Although WoW claims that its goal is just to pray, the organization’s true aim is to transform the Kotel. Hoffman shared her vision of the site as a secular “national monument,” devoid of religious attributes. Nobody could imagine something of the sort done at any place of worship in the world, be it the Vatican or the Westminster Abbey, yet somehow it seems normal at the site closest to the heart of millions of Jews.
Through its actions, WoW negates the feelings of hundreds of thousands of women, who come to pray there regularly. They revere the traditions of the Kotel and call it their spiritual home.

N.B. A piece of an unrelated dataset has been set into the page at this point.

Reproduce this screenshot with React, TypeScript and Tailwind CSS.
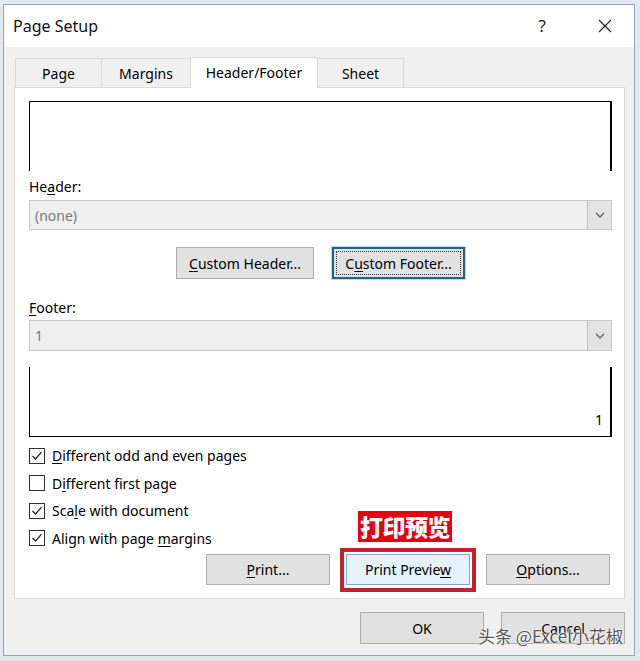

It would behoove a women’s rights group with under 200 worshippers to give at least some consideration to the regular denizens of the Wall.  Yet instead of engaging in a respectful discussion with these women, Women of the Wall presume to educatethem, “model[ing] to all Jewish women … that women can take control over their own religious lives]” or downright villainizing them as a “ psychological lynch-mob” acting at the hands of “their rabbi-handlers.“     
Still, it is the collateral damage created by WoW to the identity of Diaspora Jewry, to the cohesiveness of the Israeli society, and to Israel’s image that is most troubling. During a recent meeting with a group of American college students on a Birthright Israel trip “the Western Wall” was the first image that came to their mind when asked about symbols of Judaism. More often than not, Israelis, both secular and religiously observant, paint the same picture.

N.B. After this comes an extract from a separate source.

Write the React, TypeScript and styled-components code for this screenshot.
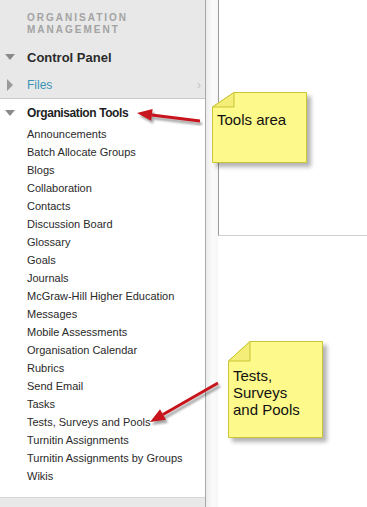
import React from 'react';
import styled, {createGlobalStyle} from 'styled-components';

const Global = createGlobalStyle`
  html, body {
    margin: 0;
    padding: 0;
    background: #fff;
    font-family: "Liberation Sans", Arial, sans-serif;
  }
`;

const Page = styled.div`
  position: relative;
  display: flex;
  width: 367px;
  height: 507px;
  overflow: hidden;
`;

const Sidebar = styled.div`
  display: flex;
  flex-direction: column;
  width: 205px;
  border-right: 1px solid #a8a8a8;
  background: #fff;
`;

const Header = styled.div`
  background: #e8e8e8;
  border-bottom: 1px solid #c9c9c9;
  padding-top: 12px;
`;

const Section = styled.div`
  padding-left: 27px;
  font-size: 10px;
  font-weight: bold;
  line-height: 12px;
  letter-spacing: 2px;
  color: #a3a3a3;
`;

interface RowProps {
  h: number
  pt?: number
}

const Row = styled.div<RowProps>`
  position: relative;
  display: flex;
  align-items: center;
  height: ${p => p.h}px;
  padding-left: 27px;
  padding-top: ${p => p.pt || 0}px;
`;

const Caret = styled.span`
  position: absolute;
  left: 5px;
  top: 50%;
  margin-top: -3px;
  width: 0;
  height: 0;
  border-left: 5px solid transparent;
  border-right: 5px solid transparent;
  border-top: 6px solid #8a8a8a;
`;

const CaretRight = styled.span`
  position: absolute;
  left: 7px;
  top: 50%;
  margin-top: -5px;
  width: 0;
  height: 0;
  border-top: 6px solid transparent;
  border-bottom: 6px solid transparent;
  border-left: 6px solid #9a9a9a;
`;

const PanelTitle = styled.span`
  font-size: 13px;
  font-weight: bold;
  color: #2b2b2b;
`;

const GroupTitle = styled.span`
  font-size: 12px;
  font-weight: bold;
  letter-spacing: -0.4px;
  color: #1e1e1e;
`;

const FileLink = styled.span`
  font-size: 12px;
  color: #3c94b4;
`;

const Chevron = styled.span`
  position: absolute;
  right: 4px;
  font-size: 12px;
  color: #c4c4c4;
`;

const Tools = styled.div`
  padding-top: 2px;
`;

const List = styled.ul`
  list-style: none;
  margin: 0;
  padding: 0 0 0 27px;
`;

const Item = styled.li`
  font-size: 11px;
  line-height: 18px;
  color: #2a2a2a;
  white-space: nowrap;
`;

const Footer = styled.div`
  margin-top: auto;
  height: 9px;
  border-top: 1px solid #d6d6d6;
  background: #e9e9e9;
`;

const Gutter = styled.div`
  width: 12px;
  background: linear-gradient(to right, #ececec, #fbfbfb 55%, #f6f6f6);
`;

const Content = styled.div`
  flex: 1;
  background: #fff;
`;

const Panel = styled.div`
  height: 235px;
  border-left: 1px solid #9c9c9c;
  border-bottom: 1px solid #cfcfcf;
  background: #fff;
`;

const Overlay = styled.svg`
  position: absolute;
  left: 0;
  top: 0;
  pointer-events: none;
`;

interface NoteProps {
  x: number
  y: number
  w: number
  h: number
}

const NoteBox = styled.div<NoteProps>`
  position: absolute;
  left: ${p => p.x}px;
  top: ${p => p.y}px;
  width: ${p => p.w}px;
  height: ${p => p.h}px;
`;

const NoteShape = styled.svg`
  position: absolute;
  left: 0;
  top: 0;
  overflow: visible;
`;

const NoteText = styled.div<{top: number}>`
  position: relative;
  padding: ${p => p.top}px 4px 0 5px;
  font-size: 15px;
  line-height: 17px;
  color: #111;
`;

const Note = ({x, y, w, h, fx, fy, top, children}: NoteProps & {fx: number, fy: number, top: number, children: React.ReactNode}) => (
  <NoteBox x={x} y={y} w={w} h={h}>
    <NoteShape width={w} height={h}>
      <defs>
        <filter id={`sh${x}`} x="-20%" y="-20%" width="150%" height="150%">
          <feDropShadow dx="4" dy="4" stdDeviation="2" floodColor="#000" floodOpacity="0.3"/>
        </filter>
      </defs>
      <polygon
        points={`${fx},0.5 ${w - 0.5},0.5 ${w - 0.5},${h - 0.5} 0.5,${h - 0.5} 0.5,${fy}`}
        fill="#fdf98a" stroke="#c9c634" strokeWidth="1" filter={`url(#sh${x})`}
      />
      <polygon points={`${fx},0.5 ${fx},${fy} 0.5,${fy}`} fill="#f4ee78" stroke="#c9c634" strokeWidth="1"/>
    </NoteShape>
    <NoteText top={top}>{children}</NoteText>
  </NoteBox>
);

const Arrow = ({x1, y1, x2, y2}: {x1: number, y1: number, x2: number, y2: number}) => {
  const a = Math.atan2(y2 - y1, x2 - x1);
  const len = 15, wid = 6;
  const bx = x2 - Math.cos(a) * len, by = y2 - Math.sin(a) * len;
  const px = -Math.sin(a) * wid, py = Math.cos(a) * wid;
  const head = `${x2},${y2} ${bx + px},${by + py} ${bx - px},${by - py}`;
  return (
    <g>
      <g transform="translate(2,3)" opacity="0.35" filter="url(#blur)">
        <line x1={x1} y1={y1} x2={bx} y2={by} stroke="#000" strokeWidth="3"/>
        <polygon points={head} fill="#000"/>
      </g>
      <line x1={x1} y1={y1} x2={bx} y2={by} stroke="#c8141c" strokeWidth="3"/>
      <polygon points={head} fill="#c8141c"/>
    </g>
  );
};

const tools = [
  'Announcements',
  'Batch Allocate Groups',
  'Blogs',
  'Collaboration',
  'Contacts',
  'Discussion Board',
  'Glossary',
  'Goals',
  'Journals',
  'McGraw-Hill Higher Education',
  'Messages',
  'Mobile Assessments',
  'Organisation Calendar',
  'Rubrics',
  'Send Email',
  'Tasks',
  'Tests, Surveys and Pools',
  'Turnitin Assignments',
  'Turnitin Assignments by Groups',
  'Wikis',
];

export default function App() {
  return (
    <Page>
      <Global/>
      <Sidebar>
        <Header>
          <Section>ORGANISATION<br/>MANAGEMENT</Section>
          <Row h={26} style={{marginTop: 8}}>
            <Caret/>
            <PanelTitle>Control Panel</PanelTitle>
          </Row>
          <Row h={27} pt={1}>
            <CaretRight/>
            <FileLink>Files</FileLink>
            <Chevron>›</Chevron>
          </Row>
        </Header>
        <Tools>
          <Row h={24}>
            <Caret/>
            <GroupTitle>Organisation Tools</GroupTitle>
          </Row>
          <List>
            {tools.map(t => <Item key={t}>{t}</Item>)}
          </List>
        </Tools>
        <Footer/>
      </Sidebar>
      <Gutter/>
      <Content>
        <Panel/>
      </Content>

      <Overlay width={367} height={507}>
        <defs>
          <filter id="blur"><feGaussianBlur stdDeviation="1.2"/></filter>
        </defs>
        <Arrow x1={200} y1={121} x2={137} y2={113}/>
        <Arrow x1={218} y1={383} x2={150} y2={422}/>
      </Overlay>

      <Note x={212} y={92} w={95} h={71} fx={22} fy={15} top={19}>Tools area</Note>
      <Note x={228} y={341} w={95} h={97} fx={22} fy={20} top={26}>Tests,<br/>Surveys<br/>and Pools</Note>
    </Page>
  );
}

The power of the Kotel’s symbolism to unite us is so strong that it trumps even the splintering of the Israeli society and the interdenominational disputes in the Diaspora. For Israelis, the Kotel is one of the last sources of consensus. It adds a measure of identity to swaths of Diaspora Jews with little or no Jewish knowledge and affiliation. Turning the site into a battle field, undoes all that. It transforms the Kotel from a powerful magnet into a place of ill repute, where Jews fight each other out.
Women of the Wall have allowed themselves to turn the Kotel into a battleground simply because their leadership does not subscribe to the universal Jewish feelings of sanctity for the site. The (Reform) Council of Progressive Rabbis in Israel, a branch of the same organization employing Anat Hoffman, ruled in 1999 that the Kotel has no intrinsic sanctity. Hoffman herself, when asked by an Israeli reporter about her feelings for the Kotel, failed to share any passion, bluntly called the holy site an “opportunity.” Even Josh Margo, Missions and Events Director at the World Council of Conservative Synagogues, who came out to support Women of the Wall during a recent Rosh Chodesh event, was caught on tape  saying that the Kotel is “just a wall.”
In her speeches in US temples, Hoffman proclaims that Israel is no heaven for the Jewish soul. She tells American Jews that they would be treated as second-class citizens in the Jewish state. Yet she fails to mention that Israelis (even secular) have a very different perception of religion than do American Jews. For Israelis, Judaism equals what Americans call Orthodoxy.
Israel’s most cosmopolitan city, Tel Aviv, has only one reform temple and over 500 Orthodox synagogues. In recent years, Rabbi David Stav of the largely secular city of Shoham invited any 40 families interested in establishing a liberal congregation to benefit from municipal funding, yet nobody took him up on the offer. The liberal movements are free to construct synagogues and worship as they please in Israel, but since most Israelis, secular and observant, define Judaism as Orthodox, the laws reflect this perception.
By misrepresenting the Israeli reality, Hoffman attempts to undermine the support of American Jewry for Israel. The brunt of damage will affect not Israel, but US Jews. Statistics have shown the emotional identification created by a trip to Israel as the single most potent antidote to assimilation. For many unaffiliated Jews, distant from any religion, the State of Israel is the last anchor of Jewish pride and identity. How many of these Jews do we stand to lose thanks to WoW’s irresponsible politicking?
The Israeli High Court suggested a compromise allowing WoW to pray just a few feet down the same exact wall at what is called Robinson’s Arch, and the Israeli government invested $2.5 million in repairing the site, a generous move considering the group’s miniscule size. WoW has rejected the solution. We fear that despite the lip service currently paid to the Sharansky Plan, the final outcome will be the same, since the alternative plaza suggested by Sharansky it will not allow WoW’s the ability to “see and be seen,” as Hoffman had put it, in fighting for her agenda.
Women of the Wall are free to pursue their goals through the many channels available to them in a democracy, including the courts and the Knesset. Yet we ask them to act responsibly and to take into account the damage they are creating through their current actions.
They may be passionate about their cause, but the end never justifies the means.

Leah Aharoni is a cofounder of the grassroots movement WomenForTheWall.org, dedicated to preserving the sanctity and tradition at the Western Wall in the spirit of Jewish unity. A business coach, she helps female entrepreneurs build profitable and emotionally rewarding businesses. Aharoni lives with her husband and six children in a suburb of Jerusalem.